Dijelaskan bahwa hima merupakan wilayah konservasi untuk menjaga keseimbangan alam. Hima merupakan zona yang tak boleh disentuh atau digunakan untuk apa pun bagi kepentingan manusia. Tempat tersebut digunakan sebagai konservasi alam, baik untuk kehidupan binatang liar maupun tumbuh-tumbuhan.

Begitu pula para Khalifah menetapkan beberapa hima. Contoh, Khalifah Usman bin Affan memperluas Hima al-Rabdah tersebut yang diriwayatkan mampu menampung 1000 ekor binatang setiap tahunnya (Republika.co.id). Begitu luar biasanya Islam mengatur semua aspek kehidupan termasuk aturan satwa langka atau liar.
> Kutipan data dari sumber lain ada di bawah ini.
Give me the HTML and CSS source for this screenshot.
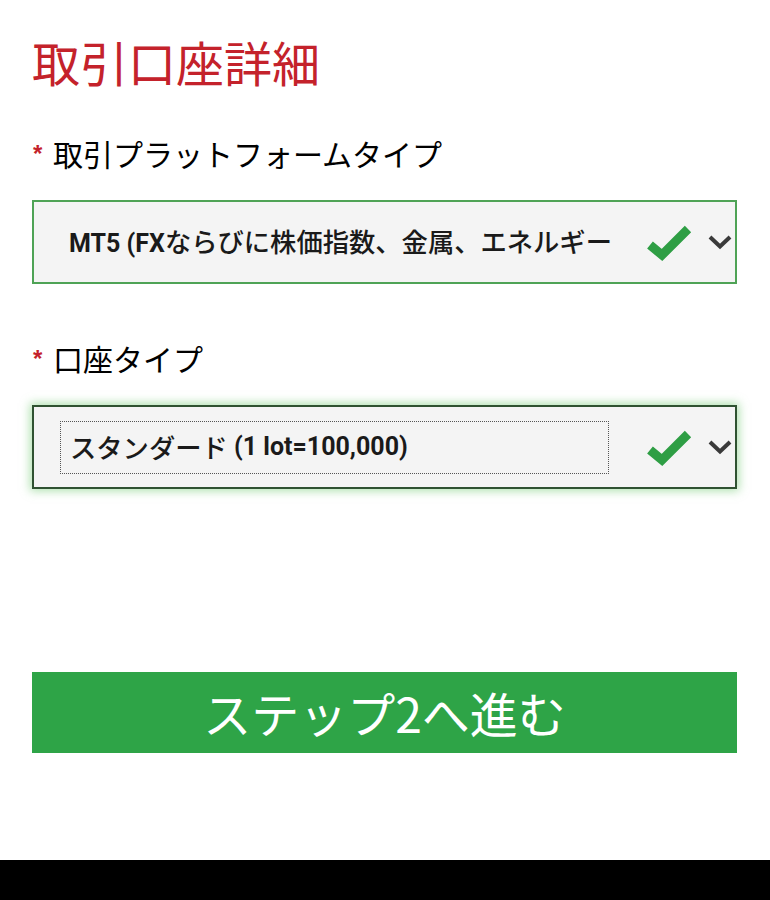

Jadi, tak ada celah untuk mengeksploitasi satwa langka sebagai pemasukan negara atau lainnya, tidak perlu menarik minat para investor asing maupun lokal untuk memperbaiki ekonomi sekitar area konservasi. Adapun pengelolaan keuangan dalam Islam diatur dalam Baitul Mal. Pemasukan dan pengeluaran sudah diatur dengan rapih, misal pemasukan negara dari kepemilikan umum dan negara, fa’i, kharaj, jizyah, zakat, dan lainnya. Pengeluaran untuk kemaslahatan umum misalnya dari pos kepemilikan umum, Indonesia termasuk negeri yang memiliki banyak sumber daya alam.

Jika semua dikelola dengan baik sesuai aturan Islam, cukup untuk mensejahterakan warga negara Indonesia. Tak akan berutang, atau mencari-cari pemasukan dari sisi lain yang tidak masuk kategori pos pemasukan Baitu Mal. Tak terfikir untuk korupsi, bagaimana ada hasrat untuk korupsi sementara kesejahteraan sudah terpenuhi dengan baik. Tidakkah kita rindu pada aturan Allah ? Wallahu'Alam.